The Lonely Skier was Hammond Innes’s tenth published novel (1947).
Neil Blair, the narrator, is recently demobbed, unemployed, married to Peggy, and penniless. He stumbles upon a job with an old Army comrade – writing a screenplay set in the Italian Dolomites. Though in fact the screenplay has been written already by his pal, Engles; what his friend wants is for Neil to ‘keep your eyes and ears open. I’m interested in the slittovia [sledge lift] and the hut, the people who are staying there, regular visitors, anything unusual that happens’ (p10). Apparently the rifugio [ski lodge] Col da Varda, near Cortina, and the slittovia were previously owned by a German War Criminal, who has since committed suicide. The place is up for sale: ‘an incredibly beautiful property, thoroughly equipped by brilliant German engineers, a small hotel with finer panoramic views than the Eagle’s Nest at Berchtesgaden’ (p40).
Neil is accompanied by photographer Joe Wesson. They are others stay at the refugio: a hot-tempered Italian Contessa Forelli, a racketeering pimp, Stefan Valdini, a Greek criminal, Karamikos, and the mysterious worldly Gilbert Mayne.
Neil is witness to the conflicting personalities of these characters in the claustrophobic situation and begins to realise that something is very wrong. Dangerous. Even deadly. And stemming from the recent inglorious past. Ultimately, he is pitted against someone who is determined to kill – and he is among those targeted!
As ever, Innes brings his descriptive powers to bear on the story. He underwent a skiing course in the Dolomites a while before writing the book. The narrative is swamped in verisimilitude; the reader is there. Naturally, as it’s a first-person story, we know he will survive. But others are in jeopardy, not least the likeable if clueless Wesson.
The book was made into a film titled Snowbound – ‘Another few hours and we’ll be snowbound up here’ (p99). Dated 1948, the film featured Robert Newton, Dennis Price, Stanley Holloway, Herbert Lom, and Zena Marshall, among others.
Oddly, throughout the book the spelling is ski-er, while the title is hyphen-less.

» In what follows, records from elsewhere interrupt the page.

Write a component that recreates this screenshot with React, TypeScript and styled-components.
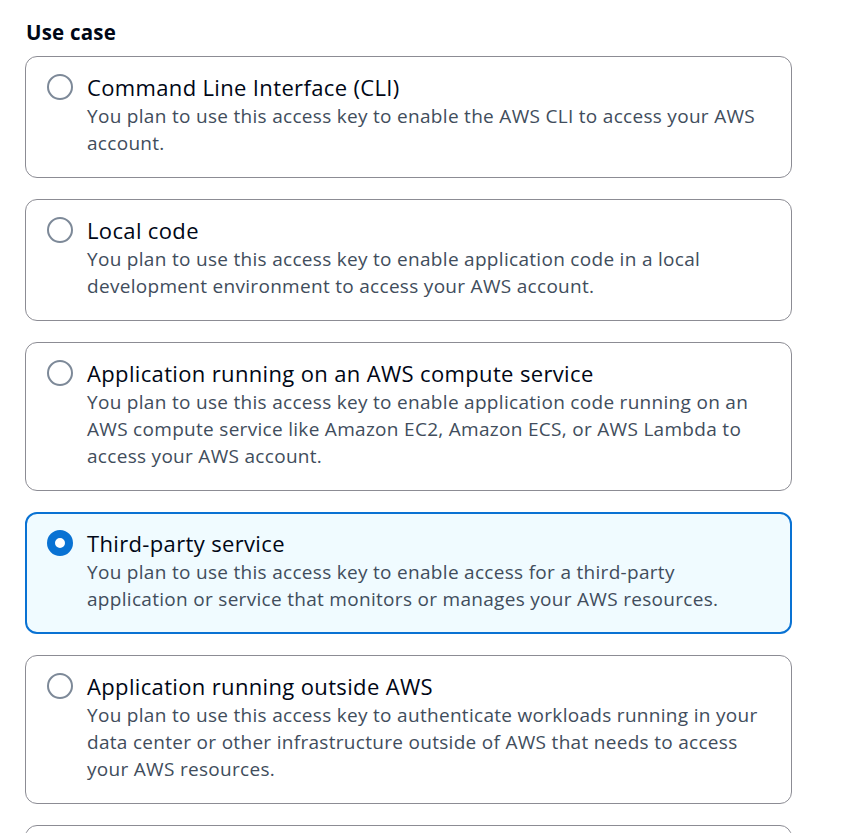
import React, { useState } from 'react';
import styled, { createGlobalStyle } from 'styled-components';

const GlobalStyle = createGlobalStyle`
  html, body {
    margin: 0;
    padding: 0;
    background: #ffffff;
  }
  body {
    font-family: "Open Sans", "Noto Sans", Arial, sans-serif;
    color: #000716;
  }
`;

const options = [
  {
    id: 'cli',
    title: 'Command Line Interface (CLI)',
    description: 'You plan to use this access key to enable the AWS CLI to access your AWS account.',
  },
  {
    id: 'local',
    title: 'Local code',
    description:
      'You plan to use this access key to enable application code in a local development environment to access your AWS account.',
  },
  {
    id: 'compute',
    title: 'Application running on an AWS compute service',
    description:
      'You plan to use this access key to enable application code running on an AWS compute service like Amazon EC2, Amazon ECS, or AWS Lambda to access your AWS account.',
  },
  {
    id: 'third-party',
    title: 'Third-party service',
    description:
      'You plan to use this access key to enable access for a third-party application or service that monitors or manages your AWS resources.',
  },
  {
    id: 'outside',
    title: 'Application running outside AWS',
    description:
      'You plan to use this access key to authenticate workloads running in your data center or other infrastructure outside of AWS that needs to access your AWS resources.',
  },
  {
    id: 'other',
    title: 'Other',
    description: 'Your use case is not listed here.',
  },
];

const Page = styled.div`
  padding: 18px 53px 0 25px;
`;

const Label = styled.div`
  font-size: 20.5px;
  font-weight: 700;
  letter-spacing: 0.2px;
  line-height: 28px;
  padding-left: 1px;
  margin-bottom: 10px;
`;

const List = styled.div`
  display: flex;
  flex-direction: column;
  gap: 21px;
`;

const Card = styled.label<{ $selected: boolean }>`
  display: flex;
  gap: 14px;
  align-items: flex-start;
  padding: ${(p) => (p.$selected ? '14px 20px 19px 20px' : '15px 21px 20px 21px')};
  border: ${(p) => (p.$selected ? '2px solid #0972d3' : '1px solid #8c8c94')};
  background: ${(p) => (p.$selected ? '#f0fbff' : '#ffffff')};
  border-radius: 12px;
  cursor: pointer;
`;

const Radio = styled.span<{ $selected: boolean }>`
  flex: none;
  box-sizing: border-box;
  width: 26px;
  height: 26px;
  margin-top: 2px;
  border-radius: 50%;
  border: ${(p) => (p.$selected ? '8px solid #0972d3' : '2px solid #7d8998')};
  background: #ffffff;
`;

const Text = styled.div`
  display: flex;
  flex-direction: column;
`;

const Title = styled.div`
  font-size: 22px;
  letter-spacing: 0.35px;
  line-height: 30px;
  color: #000716;
`;

const Description = styled.div`
  margin-top: 1px;
  font-size: 19px;
  letter-spacing: 0.3px;
  line-height: 27px;
  color: #414d5c;
`;

export default function App() {
  const [selected, setSelected] = useState('third-party');
  return (
    <Page>
      <GlobalStyle />
      <Label>Use case</Label>
      <List>
        {options.map((o) => (
          <Card key={o.id} $selected={selected === o.id} onClick={() => setSelected(o.id)}>
            <Radio $selected={selected === o.id} />
            <Text>
              <Title>{o.title}</Title>
              <Description>{o.description}</Description>
            </Text>
          </Card>
        ))}
      </List>
    </Page>
  );
}
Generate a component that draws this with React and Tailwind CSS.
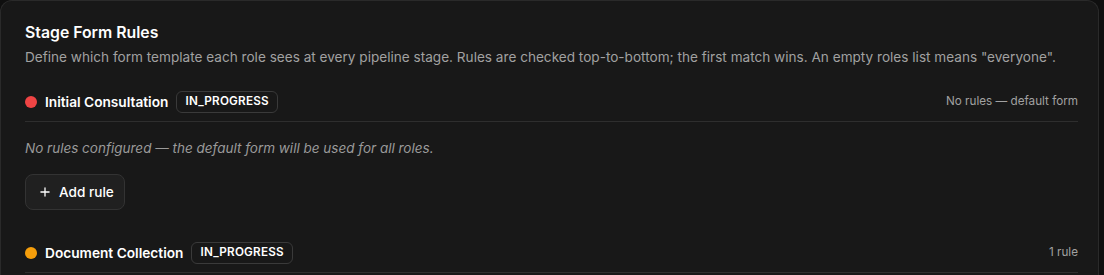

It’s not a true spoiler since it is mentioned in the back cover blurb: ‘It lies somewhere beneath the snow, high in the Dolomites, Nazi gold, tainted with the blood of murdered men’. The gold is in essence Hitchcock’s McGuffin. Some of the chapter headings come very close to being spoilers in themselves.
Talking of spoilers, in this Vintage copy there’s an introduction by Stella Rimington; don’t read this first, read the novel then the intro.
As covers go, it's okay, but I prefer the 1980s Fontana colourful renditions.